### Information shown
● ● ● ● ●
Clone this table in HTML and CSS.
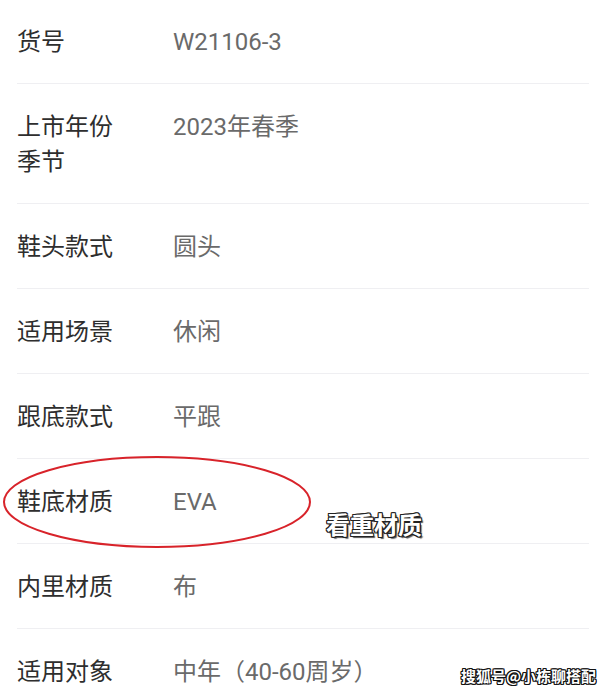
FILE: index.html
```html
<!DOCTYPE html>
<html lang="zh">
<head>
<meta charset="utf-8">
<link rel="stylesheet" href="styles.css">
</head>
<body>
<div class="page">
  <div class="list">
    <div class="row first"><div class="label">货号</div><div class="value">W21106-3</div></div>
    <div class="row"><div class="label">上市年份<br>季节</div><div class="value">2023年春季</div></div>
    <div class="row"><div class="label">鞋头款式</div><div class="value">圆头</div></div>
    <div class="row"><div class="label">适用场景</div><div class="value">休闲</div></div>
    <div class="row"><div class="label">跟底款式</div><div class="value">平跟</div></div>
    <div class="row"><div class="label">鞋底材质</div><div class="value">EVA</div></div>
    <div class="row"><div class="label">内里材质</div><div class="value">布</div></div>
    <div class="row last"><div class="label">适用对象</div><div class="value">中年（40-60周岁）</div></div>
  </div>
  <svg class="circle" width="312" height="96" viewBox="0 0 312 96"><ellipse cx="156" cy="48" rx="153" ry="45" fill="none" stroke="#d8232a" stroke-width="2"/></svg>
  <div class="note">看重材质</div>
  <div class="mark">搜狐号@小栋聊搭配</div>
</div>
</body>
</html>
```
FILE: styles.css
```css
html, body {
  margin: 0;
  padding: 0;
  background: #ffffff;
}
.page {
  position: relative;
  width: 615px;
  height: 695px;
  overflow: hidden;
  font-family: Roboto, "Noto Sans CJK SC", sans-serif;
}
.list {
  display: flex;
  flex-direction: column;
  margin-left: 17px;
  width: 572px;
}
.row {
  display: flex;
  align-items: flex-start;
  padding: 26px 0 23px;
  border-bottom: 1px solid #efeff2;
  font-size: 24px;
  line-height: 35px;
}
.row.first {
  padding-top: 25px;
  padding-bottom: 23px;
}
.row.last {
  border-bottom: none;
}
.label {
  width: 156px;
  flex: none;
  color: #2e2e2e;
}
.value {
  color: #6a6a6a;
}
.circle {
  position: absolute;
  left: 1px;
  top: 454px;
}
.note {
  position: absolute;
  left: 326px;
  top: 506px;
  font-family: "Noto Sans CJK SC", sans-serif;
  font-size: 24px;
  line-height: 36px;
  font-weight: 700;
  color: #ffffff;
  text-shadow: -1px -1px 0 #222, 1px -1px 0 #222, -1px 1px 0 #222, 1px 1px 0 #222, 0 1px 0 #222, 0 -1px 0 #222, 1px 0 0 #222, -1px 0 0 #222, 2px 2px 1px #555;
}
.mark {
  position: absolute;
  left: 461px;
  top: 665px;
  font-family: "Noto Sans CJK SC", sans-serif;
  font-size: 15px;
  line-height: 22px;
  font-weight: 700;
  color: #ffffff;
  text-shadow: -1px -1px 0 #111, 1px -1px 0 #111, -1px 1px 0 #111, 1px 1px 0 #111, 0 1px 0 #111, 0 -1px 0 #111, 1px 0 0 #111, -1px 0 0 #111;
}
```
● ● ● ● ●
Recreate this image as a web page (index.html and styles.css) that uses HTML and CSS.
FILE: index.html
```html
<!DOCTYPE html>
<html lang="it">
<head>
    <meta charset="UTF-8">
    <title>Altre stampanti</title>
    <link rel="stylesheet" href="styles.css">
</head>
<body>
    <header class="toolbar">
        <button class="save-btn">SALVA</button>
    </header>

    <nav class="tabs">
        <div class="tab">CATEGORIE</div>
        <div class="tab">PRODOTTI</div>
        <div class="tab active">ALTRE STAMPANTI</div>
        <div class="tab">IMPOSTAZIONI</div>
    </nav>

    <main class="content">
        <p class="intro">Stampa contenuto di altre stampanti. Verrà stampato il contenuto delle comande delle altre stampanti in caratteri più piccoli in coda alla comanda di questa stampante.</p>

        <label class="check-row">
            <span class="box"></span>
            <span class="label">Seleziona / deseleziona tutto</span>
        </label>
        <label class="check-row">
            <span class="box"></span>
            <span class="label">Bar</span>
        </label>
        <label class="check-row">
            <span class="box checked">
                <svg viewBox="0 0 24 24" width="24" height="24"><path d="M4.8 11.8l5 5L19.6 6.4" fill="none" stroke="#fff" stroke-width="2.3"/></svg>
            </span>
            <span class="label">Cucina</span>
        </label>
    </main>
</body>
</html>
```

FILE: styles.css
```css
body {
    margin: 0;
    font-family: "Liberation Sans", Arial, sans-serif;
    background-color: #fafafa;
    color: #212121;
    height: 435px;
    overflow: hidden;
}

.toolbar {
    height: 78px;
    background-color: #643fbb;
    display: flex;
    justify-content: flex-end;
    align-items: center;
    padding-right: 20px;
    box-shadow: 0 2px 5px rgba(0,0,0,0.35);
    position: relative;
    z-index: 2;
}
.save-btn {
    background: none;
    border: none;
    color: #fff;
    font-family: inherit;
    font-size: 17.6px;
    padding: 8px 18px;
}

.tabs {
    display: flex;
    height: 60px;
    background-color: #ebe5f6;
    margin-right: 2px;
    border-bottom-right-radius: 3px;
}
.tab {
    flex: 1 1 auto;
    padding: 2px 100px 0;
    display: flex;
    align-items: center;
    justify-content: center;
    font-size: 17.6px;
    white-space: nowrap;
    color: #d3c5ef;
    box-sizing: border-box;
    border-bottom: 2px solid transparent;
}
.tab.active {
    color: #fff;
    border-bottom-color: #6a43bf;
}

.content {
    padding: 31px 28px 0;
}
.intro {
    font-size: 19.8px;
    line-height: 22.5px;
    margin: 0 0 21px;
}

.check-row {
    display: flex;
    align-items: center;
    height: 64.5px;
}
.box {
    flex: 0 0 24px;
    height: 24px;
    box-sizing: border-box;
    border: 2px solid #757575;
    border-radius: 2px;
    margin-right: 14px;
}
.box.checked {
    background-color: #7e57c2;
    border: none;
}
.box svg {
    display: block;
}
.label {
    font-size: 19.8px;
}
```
● ● ● ● ●
Pull every line containing "this" out of the data above.

Clone this table in HTML and CSS.
Recreate this image as a web page (index.html and styles.css) that uses HTML and CSS.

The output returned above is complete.